:: What to produce ::
Copy out the listing that follows, exact in every word, and skip the images.

:: Extracted data entries ::
----------

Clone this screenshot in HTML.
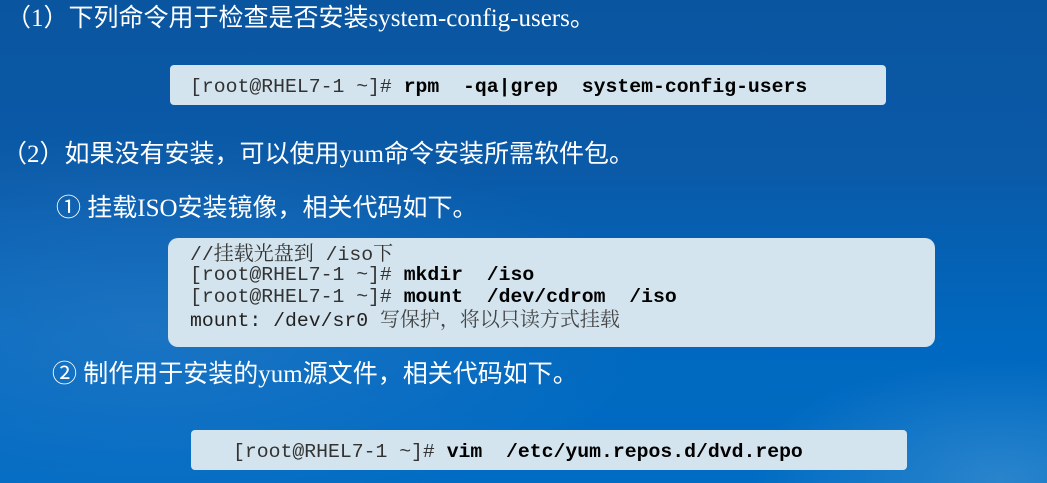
<!DOCTYPE html>
<html><head><meta charset="utf-8"><style>
body{margin:0;width:1047px;height:483px;overflow:hidden;position:relative;
background:radial-gradient(ellipse 250px 120px at 1000px 480px,#2a84cc 0%,rgba(0,108,196,0) 100%),radial-gradient(ellipse 500px 200px at 150px 330px,rgba(60,130,200,0.45),rgba(0,0,0,0) 100%),linear-gradient(180deg,#0a55a0 0%,#0a5aa8 35%,#0068bf 70%,#006cc4 100%);
font-family:"Liberation Serif","Noto Sans CJK SC",serif;color:#fff;}
.t{position:absolute;font-size:25px;white-space:nowrap;line-height:1;}
.box{position:absolute;background:#d3e4ee;border-radius:4px;}
.code{position:absolute;font-family:"Liberation Mono","Noto Serif CJK SC",monospace;font-size:19.8px;color:#222;white-space:pre;line-height:22px;}
.code div{height:22px;}
.code b{color:#000;}
.code .p{color:#333;}
.cjk{font-family:"Noto Serif CJK SC",serif;font-size:20px;line-height:1;}
</style></head><body>
<div class="t" style="left:6px;top:6px">（1）下列命令用于检查是否安装system-config-users。</div>
<div class="box" style="left:170px;top:65px;width:716px;height:40px"></div>
<div class="code" style="left:190px;top:76px"><span class="p">[root@RHEL7-1 ~]#</span> <b>rpm  -qa|grep  system-config-users</b></div>
<div class="t" style="left:2px;top:142px">（2）如果没有安装，可以使用yum命令安装所需软件包。</div>
<div class="t" style="left:56px;top:196px">① 挂载ISO安装镜像，相关代码如下。</div>
<div class="box" style="left:168px;top:238px;width:767px;height:109px;border-radius:10px"></div>
<div class="code" style="left:190px;top:242px"><div class="p">//<span class="cjk">挂载光盘到</span> /iso<span class="cjk">下</span></div><div><span class="p">[root@RHEL7-1 ~]#</span> <b>mkdir  /iso</b></div><div><span class="p">[root@RHEL7-1 ~]#</span> <b>mount  /dev/cdrom  /iso</b></div><div>mount: /dev/sr0 <span class="cjk" style="color:#444">写保护，将以只读方式挂载</span></div></div>
<div class="t" style="left:52px;top:362px">② 制作用于安装的yum源文件，相关代码如下。</div>
<div class="box" style="left:191px;top:430px;width:716px;height:40px"></div>
<div class="code" style="left:233px;top:441px"><span class="p">[root@RHEL7-1 ~]#</span> <b>vim  /etc/yum.repos.d/dvd.repo</b></div>
</body></html>
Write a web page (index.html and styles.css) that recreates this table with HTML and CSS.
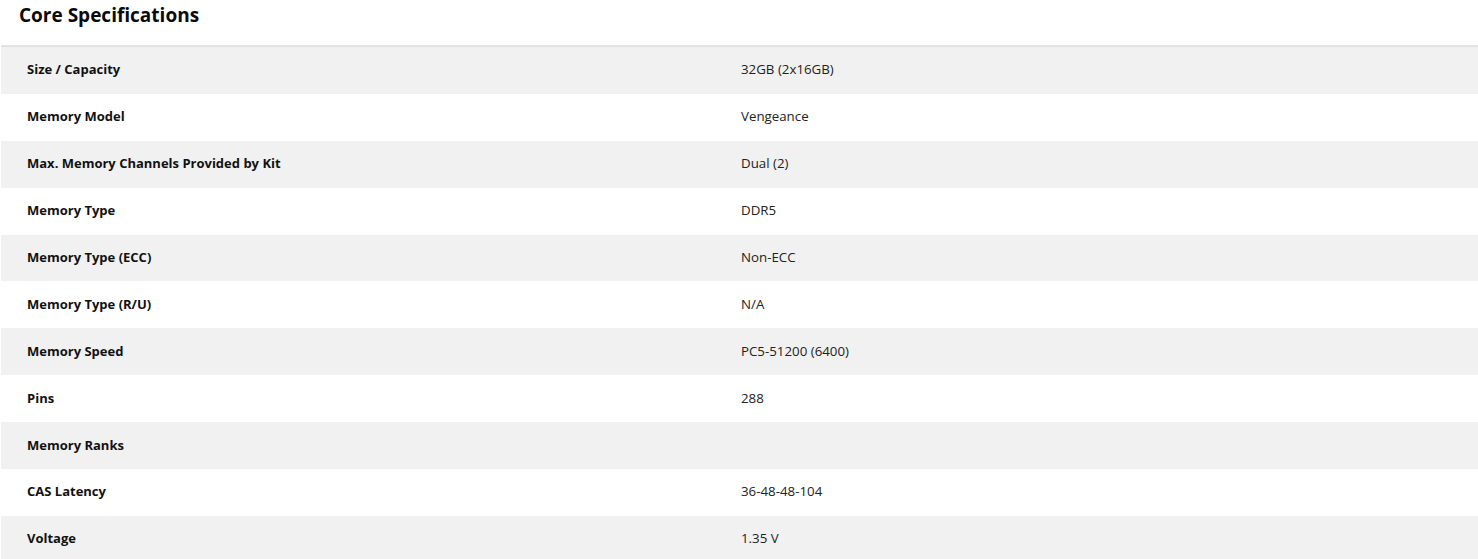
FILE: index.html
```html
<!DOCTYPE html>
<html lang="en">
<head>
<meta charset="utf-8">
<title>Core Specifications</title>
<link rel="stylesheet" href="styles.css">
</head>
<body>
<section class="specs">
  <h2 class="specs-title">Core Specifications</h2>
  <div class="specs-table">
    <div class="row"><div class="label">Size / Capacity</div><div class="value">32GB (2x16GB)</div></div>
    <div class="row"><div class="label">Memory Model</div><div class="value">Vengeance</div></div>
    <div class="row"><div class="label">Max. Memory Channels Provided by Kit</div><div class="value">Dual (2)</div></div>
    <div class="row"><div class="label">Memory Type</div><div class="value">DDR5</div></div>
    <div class="row"><div class="label">Memory Type (ECC)</div><div class="value">Non-ECC</div></div>
    <div class="row"><div class="label">Memory Type (R/U)</div><div class="value">N/A</div></div>
    <div class="row"><div class="label">Memory Speed</div><div class="value">PC5-51200 (6400)</div></div>
    <div class="row"><div class="label">Pins</div><div class="value">288</div></div>
    <div class="row"><div class="label">Memory Ranks</div><div class="value"></div></div>
    <div class="row"><div class="label">CAS Latency</div><div class="value">36-48-48-104</div></div>
    <div class="row"><div class="label">Voltage</div><div class="value">1.35 V</div></div>
  </div>
</section>
</body>
</html>
```

FILE: styles.css
```css
html, body {
  margin: 0;
  padding: 0;
  background: #ffffff;
}
body {
  font-family: "Open Sans", "Liberation Sans", sans-serif;
  color: #111111;
}
.specs-title {
  margin: 0;
  padding: 3px 0 0 19px;
  height: 45px;
  box-sizing: border-box;
  font-size: 19px;
  font-weight: 700;
  line-height: 24px;
  color: #0a0a0a;
}
.specs-table {
  margin-left: 1px;
  border-top: 2px solid #e2e2e2;
}
.row {
  display: grid;
  grid-template-columns: 740px 1fr;
  height: 46.9px;
  box-sizing: border-box;
  padding-bottom: 2px;
  align-items: center;
  font-size: 13px;
  line-height: 18px;
}
.row:nth-child(odd) {
  background: #f1f1f1;
}
.label {
  padding-left: 26px;
  font-weight: 700;
  color: #111111;
}
.value {
  font-weight: 400;
  font-size: 13.3px;
  color: #222222;
}
```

----------

:: Right answer ::
Clone this screenshot in HTML.
<!DOCTYPE html>
<html><head><meta charset="utf-8"><style>
body{margin:0;width:1047px;height:483px;overflow:hidden;position:relative;
background:radial-gradient(ellipse 250px 120px at 1000px 480px,#2a84cc 0%,rgba(0,108,196,0) 100%),radial-gradient(ellipse 500px 200px at 150px 330px,rgba(60,130,200,0.45),rgba(0,0,0,0) 100%),linear-gradient(180deg,#0a55a0 0%,#0a5aa8 35%,#0068bf 70%,#006cc4 100%);
font-family:"Liberation Serif","Noto Sans CJK SC",serif;color:#fff;}
.t{position:absolute;font-size:25px;white-space:nowrap;line-height:1;}
.box{position:absolute;background:#d3e4ee;border-radius:4px;}
.code{position:absolute;font-family:"Liberation Mono","Noto Serif CJK SC",monospace;font-size:19.8px;color:#222;white-space:pre;line-height:22px;}
.code div{height:22px;}
.code b{color:#000;}
.code .p{color:#333;}
.cjk{font-family:"Noto Serif CJK SC",serif;font-size:20px;line-height:1;}
</style></head><body>
<div class="t" style="left:6px;top:6px">（1）下列命令用于检查是否安装system-config-users。</div>
<div class="box" style="left:170px;top:65px;width:716px;height:40px"></div>
<div class="code" style="left:190px;top:76px"><span class="p">[root@RHEL7-1 ~]#</span> <b>rpm  -qa|grep  system-config-users</b></div>
<div class="t" style="left:2px;top:142px">（2）如果没有安装，可以使用yum命令安装所需软件包。</div>
<div class="t" style="left:56px;top:196px">① 挂载ISO安装镜像，相关代码如下。</div>
<div class="box" style="left:168px;top:238px;width:767px;height:109px;border-radius:10px"></div>
<div class="code" style="left:190px;top:242px"><div class="p">//<span class="cjk">挂载光盘到</span> /iso<span class="cjk">下</span></div><div><span class="p">[root@RHEL7-1 ~]#</span> <b>mkdir  /iso</b></div><div><span class="p">[root@RHEL7-1 ~]#</span> <b>mount  /dev/cdrom  /iso</b></div><div>mount: /dev/sr0 <span class="cjk" style="color:#444">写保护，将以只读方式挂载</span></div></div>
<div class="t" style="left:52px;top:362px">② 制作用于安装的yum源文件，相关代码如下。</div>
<div class="box" style="left:191px;top:430px;width:716px;height:40px"></div>
<div class="code" style="left:233px;top:441px"><span class="p">[root@RHEL7-1 ~]#</span> <b>vim  /etc/yum.repos.d/dvd.repo</b></div>
</body></html>
Write a web page (index.html and styles.css) that recreates this table with HTML and CSS.
FILE: index.html
```html
<!DOCTYPE html>
<html lang="en">
<head>
<meta charset="utf-8">
<title>Core Specifications</title>
<link rel="stylesheet" href="styles.css">
</head>
<body>
<section class="specs">
  <h2 class="specs-title">Core Specifications</h2>
  <div class="specs-table">
    <div class="row"><div class="label">Size / Capacity</div><div class="value">32GB (2x16GB)</div></div>
    <div class="row"><div class="label">Memory Model</div><div class="value">Vengeance</div></div>
    <div class="row"><div class="label">Max. Memory Channels Provided by Kit</div><div class="value">Dual (2)</div></div>
    <div class="row"><div class="label">Memory Type</div><div class="value">DDR5</div></div>
    <div class="row"><div class="label">Memory Type (ECC)</div><div class="value">Non-ECC</div></div>
    <div class="row"><div class="label">Memory Type (R/U)</div><div class="value">N/A</div></div>
    <div class="row"><div class="label">Memory Speed</div><div class="value">PC5-51200 (6400)</div></div>
    <div class="row"><div class="label">Pins</div><div class="value">288</div></div>
    <div class="row"><div class="label">Memory Ranks</div><div class="value"></div></div>
    <div class="row"><div class="label">CAS Latency</div><div class="value">36-48-48-104</div></div>
    <div class="row"><div class="label">Voltage</div><div class="value">1.35 V</div></div>
  </div>
</section>
</body>
</html>
```

FILE: styles.css
```css
html, body {
  margin: 0;
  padding: 0;
  background: #ffffff;
}
body {
  font-family: "Open Sans", "Liberation Sans", sans-serif;
  color: #111111;
}
.specs-title {
  margin: 0;
  padding: 3px 0 0 19px;
  height: 45px;
  box-sizing: border-box;
  font-size: 19px;
  font-weight: 700;
  line-height: 24px;
  color: #0a0a0a;
}
.specs-table {
  margin-left: 1px;
  border-top: 2px solid #e2e2e2;
}
.row {
  display: grid;
  grid-template-columns: 740px 1fr;
  height: 46.9px;
  box-sizing: border-box;
  padding-bottom: 2px;
  align-items: center;
  font-size: 13px;
  line-height: 18px;
}
.row:nth-child(odd) {
  background: #f1f1f1;
}
.label {
  padding-left: 26px;
  font-weight: 700;
  color: #111111;
}
.value {
  font-weight: 400;
  font-size: 13.3px;
  color: #222222;
}
```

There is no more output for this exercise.